Hadis ini juga yang saya jadikan pegangan dan prinsip sejak dini masa Tsanawiyah dan Aliyah hingga saat ini. Janji Rasulullah SAW. tidak pernah diragukan dan selalu memotivasi dan menyemangati untuk selalu menolong dan kerjasama dengan siapa pun secara ikhlas. Semuanya pasti dan sudah terbukti.

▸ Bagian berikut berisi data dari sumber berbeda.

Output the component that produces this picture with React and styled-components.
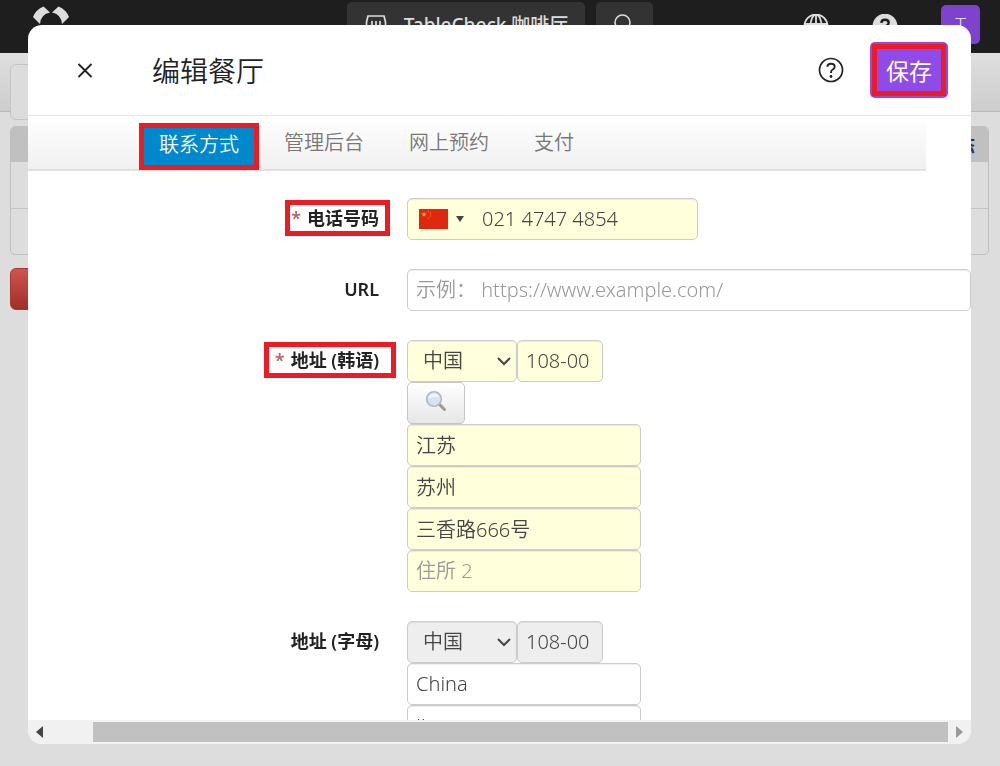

Ada seorang sahabat bertanya kepada Rasulullah SAW.:

أَيُّ الْإِسْلَامِ خَيْرٌ mana ajaran Islam yang terbaik? Beliau menjawab:

تُطْعِمُ الطَّعَامَ وَتَقْرَأُ السَّلَامَ عَلَى مَنْ عَرَفْتَ وَمَنْ لَمْ تَعْرِفْ

Anda memberi makanan dan mengucapkan as-salam kepada yang Anda kenal maupun kepada yang belum kenal. (HR. Bukhari dan Muslim dari Abdullah bin Amr bin Ash).

Dalam hadis lainnya, disebutkan:

خَيْرُ النَّاسِ أَنْفَعُهُمْ لِلنَّاسِ

Sebaik-baik manusia adalah yang sangat bermanfaat bagi sesamanya. (HR. Thabarani dari Jabir).

KETIGA, Bersikap biasa-biasa, sedang-sedang, tidak berlebih-lebihan menyikapi dinamika baik dan buruknya kehidupan.

Allah Ta’ala berfirman:

لِّكَيْلَا تَأْسَوْا عَلٰى مَا فَاتَكُمْ وَلَا تَفْرَحُوْا بِمَآ اٰتٰىكُمْ ۗ

agar kamu tidak terlalu bersedih terhadap apa yang luput dari kamu dan tidak pula terlalu gembira terhadap apa yang diberikan Allah kepadamu. (QS. al-hadid, 57: 23).

Ketika mendapatkan sesuatu sesuai keinginan, keuntungan, kemenangan, dan berbagai macam kesenangan, disikapinya biasa-biasa saja dengan penuh rasa syukur, tidak gembira secara berlebih-lebihan.

Sebaliknya, ketika keinginan tidak tercapai, gagal, mengalami kerugian, kehilangan, musibah, dan berbagai macam kesulitan, maka disikapi juga dengan sedang-sedang saja, biasa-biasa, tidak sedih berlebih-lebihan, apalagi sampai terkesan menolak takdir.

Bersyukur apa yang ada, dan bersabar terhadap apa hilang.

Rasulullah SAW. berpesan:

وَارْضَ بِمَا قَسَمَ اللهُ لَكَ تَكُنْ أَغْنَى النَّاسِ

Merasa ridha, rela dan senang dengan ketetapan pemberian Allah kepada Anda, maka Anda menjadi manusia yang paling kaya. (HR. Tirmidzi dari Abu Hurairah).

Semoga Ramadhan dengan segala amaliyahnya bisa menginspirasi, mengasah hati dan pikiran untuk semakin mengokohkan keyakinan dan spirit Jihad dalam menghadapi berbagai macam dinamika kehidupan yang semakin kompleks.